Exporters are fed up with the current situation. It is reported that tens of thousands of crores of
service tax refunds have either been rejected or are pending adjudication for years. This is a very
unhealthy state of affairs and many exporters have stopped submitting refund claims, utterly
disgusted with the current state of affairs. It’s time, the Government acted firmly in this matter and
took the errant officers who are not sanctioning refunds, to task.

Many junior adjudicating officers informally say that they are under ‘informal’ instructions from their senior officers like Additional Commissioners, Commissioners and Chief Commissioners not to allow refunds except for three or four input services. This becomes clear when one goes through the ‘cut and paste’ adjudication orders issued by the Asst/Deputy Commissioners. If the issue is indeed with the senior Departmental officers, the Government would do well to study the facts and take remedial action at the earliest, as exporters are fastly losing hope in the system.

Issue No. 6 – Department hell bent on denying cenvat credit…..

Cenvat credit is one of the most contested and litigated subjects in indirect taxation. The
Department seems to be hell bent in contesting each and every cenvat credit claim by the assessee.
Of course, the Department has been highly encouraged by some of the circulars issued by the Board, under which, highly unsustainable and ethically incorrect stands have been taken on the subject matter of cenvat credit. The classic case is that of Circular No. 98/1/2008-ST dated January 4, 2008 wherein the Board says that, lessors/developers/builders/landlords who are liable to service tax under ‘Renting of Immovable Property’ services are not entitled to avail of cenvat credit in respect of service tax paid to contractors who have actually constructed/built the complexes. One
completely fails to see the justification here… while, for purposes of levy of service tax, the
Government says, renting is a service… but, for purposes of allowing cenvat credit, the Government
says, there is no service involved in renting and that, it is a transaction involving immovable
property. While privately, most Adjudicating Officers including Commissioners make fun of this
Circular, they still invoke this Circular to deny credit and the result has been a sharp increase in the
cases being filed before the Tribunals. It’s time the FM scrapped this Circular. With the Department bent on refusing cenvat credit claims in most cases, the assesses can expect justice only at the level of the Tribunal. The Department does not want to accept the binding decisions of High Courts rendered in the cases of Coca Cola, Ultratech and Convergys, wherein, it has
been held, in no uncertain terms that cenvat credit is admissible in respect of service tax paid on all
services used in relation to the business of manufacturing the final product and that, the definition
of “input service” is very wide and covers not only services which are directly or indirectly used in or in relation to the manufacture of final products, but also includes various services used in relation to the manufacture and that, the definition of “input service’ is wider than the definition of “input” and that, cenvat credit is available on all expenditure incurred by the assessee which forms part of the assessable value of the final product.

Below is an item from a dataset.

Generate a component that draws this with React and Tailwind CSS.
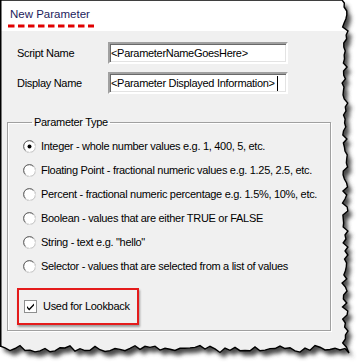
import React from "react";

const FONT = { fontFamily: '"Liberation Sans", Arial, sans-serif' };

const OPTIONS = [
  { label: "Integer - whole number values e.g. 1, 400, 5, etc.", checked: true },
  { label: "Floating Point - fractional numeric values e.g. 1.25, 2.5, etc." },
  { label: "Percent - fractional numeric percentage e.g. 1.5%, 10%, etc." },
  { label: "Boolean - values that are either TRUE or FALSE" },
  { label: "String - text e.g. \"hello\"" },
  { label: "Selector - values that are selected from a list of values" },
];

function rnd(i) {
  const v = Math.sin(i * 12.9898 + 4.1) * 43758.5453;
  return v - Math.floor(v);
}

// torn paper outline: straight top + left, ragged right + bottom
function tornPoints() {
  const pts = [[0, 0], [342, 0]];
  for (let y = 3, i = 0; y < 350; y += 4, i++) {
    pts.push([345 + (rnd(i) - 0.5) * 6, y]);
  }
  pts.push([349, 353]);
  for (let x = 345, i = 100; x > 0; x -= 5, i++) {
    pts.push([x, 349 + (rnd(i) - 0.5) * 7]);
  }
  pts.push([0, 346]);
  return pts.map(p => p.join(",")).join(" ");
}

const POLY = tornPoints();

function Frame() {
  return (
    <svg className="absolute inset-0" width="361" height="364">
      <defs>
        <filter id="blur" x="-10%" y="-10%" width="120%" height="120%">
          <feGaussianBlur stdDeviation="2.2" />
        </filter>
        <clipPath id="paper">
          <polygon points={POLY} />
        </clipPath>
      </defs>
      <polygon points={POLY} fill="#4a4a4a" transform="translate(4,5)" filter="url(#blur)" />
      <g clipPath="url(#paper)">
        <rect x="0" y="0" width="361" height="31" fill="#ffffff" />
        <rect x="0" y="31" width="361" height="340" fill="#f0f0f0" />
      </g>
      <polygon points={POLY} fill="none" stroke="#000" strokeWidth="1.4" />
      <line x1="0.75" y1="0" x2="0.75" y2="347" stroke="#000" strokeWidth="1.5" />
    </svg>
  );
}

function Radio({ checked }) {
  return (
    <svg width="13" height="13" viewBox="0 0 13 13" className="shrink-0">
      <circle cx="6.5" cy="6.5" r="6" fill="#fff" stroke="#a0a0a0" />
      <path d="M2.3 10.2 A5 5 0 0 1 10.2 2.3" fill="none" stroke="#696969" />
      <path d="M10.9 3 A5 5 0 0 1 3 10.9" fill="none" stroke="#e3e3e3" />
      {checked && <circle cx="6.5" cy="6.5" r="2" fill="#000" />}
    </svg>
  );
}

function Checkbox() {
  return (
    <svg width="13" height="13" viewBox="0 0 13 13" className="shrink-0">
      <rect x="0.5" y="0.5" width="12" height="12" fill="#fff" stroke="#8e8f8f" />
      <path d="M3 6 L5.2 8.5 L10 3.6 L10 5.6 L5.2 10.5 L3 8 Z" fill="#000" />
    </svg>
  );
}

function Field({ label, value, caret }) {
  return (
    <div className="flex items-center">
      <span className="w-[108px] pl-[17px] text-[11px] whitespace-nowrap">{label}</span>
      <div className="w-[180px] h-[22px] flex items-center whitespace-nowrap overflow-hidden border-2 [border-color:#a0a0a0_#ffffff_#ffffff_#a0a0a0] bg-white [box-shadow:inset_1px_1px_0_#696969,inset_-1px_-1px_0_#e3e3e3] pl-[1px] text-[11px]">
        {value}
        {caret && <span className="inline-block w-px h-[15px] bg-black ml-[2px]" />}
      </div>
    </div>
  );
}

export default function App() {
  return (
    <div className="relative w-[361px] h-[364px] bg-white overflow-hidden text-black tracking-[-0.3px]" style={FONT}>
      <Frame />
      <div className="relative w-[345px]">
        <div className="h-[31px] pl-[10px] pt-[7px]">
          <div className="text-[11.5px] leading-[14px] tracking-normal text-[#1c1c5c] whitespace-nowrap">New Parameter</div>
          <svg width="90" height="6" className="-ml-[2px] mt-[3px]">
            <line x1="0" y1="2" x2="86" y2="2" stroke="#e00000" strokeWidth="3" strokeDasharray="6.5 3.5" />
          </svg>
        </div>
        <div className="pt-[11px] flex flex-col gap-[8px]">
          <Field label="Script Name" value="<ParameterNameGoesHere>" />
          <Field label="Display Name" value="<Parameter Displayed Information>" caret />
        </div>
        <fieldset className="ml-[7px] mt-[22px] w-[324px] h-[215px] border border-[#a0a0a0] [box-shadow:1px_1px_0_#fff,inset_1px_1px_0_#fff] pl-[15px]">
          <legend className="ml-[9px] px-[2px] text-[11px] leading-[13px] whitespace-nowrap">Parameter Type</legend>
          <div className="pt-[5px] flex flex-col">
            {OPTIONS.map(o => (
              <div key={o.label} className="h-[24px] flex items-center gap-[5px] text-[11px] whitespace-nowrap">
                <Radio checked={o.checked} />
                <span>{o.label}</span>
              </div>
            ))}
          </div>
          <div className="-ml-[6px] mt-[10px] w-[122px] h-[37px] border-2 border-[#e41b1b] [box-shadow:1px_2px_2px_rgba(0,0,0,0.35)] flex items-center pl-[5px] gap-[6px] text-[11px] whitespace-nowrap">
            <Checkbox />
            <span>Used for Lookback</span>
          </div>
        </fieldset>
      </div>
    </div>
  );
}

One would request the FM to introduce statutory amendments to the Cenvat Credit Rules, 2004, so
to ensure that cenvat credit is made available in respect of duties and taxes paid on all inputs and
input services, the cost of which, have gone into the final price of the manufactured product or the
service. Even the Apex Court had also commented on the improper manner in which the cenvat
credit rules have been drafted, in the GNFC case.

Issue No. 7 – Why can’t the Government just accept that service tax cannot be levied on import of
services prior to April 18, 2006 and let the importer get his sleep?

The date from which the Government is entitled to levy service tax on import of services is one of
the most confusing concepts in service tax. Very briefly, as per Notification No. 36/2004-ST, service tax on import of services is applicable effective from January 1, 2005. Notwithstanding this, the Government introduced Section 66A in the Finance Act, 1994, as per which, service tax on imported services can be levied only from April 18, 2006. Despite that the Bombay, Karnataka and Delhi High Courts have held service tax on import of services cannot be levied prior to April 18, 2006, the Department has been issuing protective show cause notices, presumably on the basis of its view that, service tax in respect of services imported into India, as contrasted to services received outside India, can be taxed effective from January 1, 2005. Some over-enthusiastic officers seem to believe that service tax on import of services is actually leviable from August 16, 2002, in the light of the amendment to Rule 2(1)(d)(iv) of the Service Tax Rules, 1994.

It’s time the Government graciously accepted the decisions of the Apex Court and the High Courts
and clarified that, it would not ask for service tax to be paid on import of services, prior to April 18,
2006, irrespective of whether the service is received in India or outside India.
Issue No.8 – No retrospective amendments in this Budget, please…

One fervently hopes that the FM does not go in for retrospective amendments in this Budget and
especially, in service tax. Last year, we saw the retrospective amendment in respect of the levy of
service tax on renting of immovable property services. We also saw totally unclear amendments
being inserted through Explanations to existing services like Construction of Complex services. As a
matter of practice, the Department takes the view that all taxing amendments are retrospective in
nature, while all benefit giving amendments are only prospective. There can be little doubt that, the
power to retrospectively amend a taxing statute should be exercised only in exceptional and in the
rarest of rare cases. It’s a bad practice to amend the law retrospectively, every time the Government
encounters an adverse judicial view.

Before concluding…

Two of the country’s most promising industries, viz. Software and Realty, have been suffering from a total lack of clarity in respect of service tax provisions and are, perhaps, the only sectors which have seen retrospective amendments. These sectors are being subjected to double taxation in terms of VAT and service tax being levied on the same part of the transaction value. The software sector has also been hit by the refusal of the Department to sanction refund of service tax. This is a rather sad state of affairs and reflects badly on the Government of the day.

One hopes that the FM would use the Budget to bring in the long pending clarity in terms of the
service tax provisions and open the tap of service tax refunds to the exporters.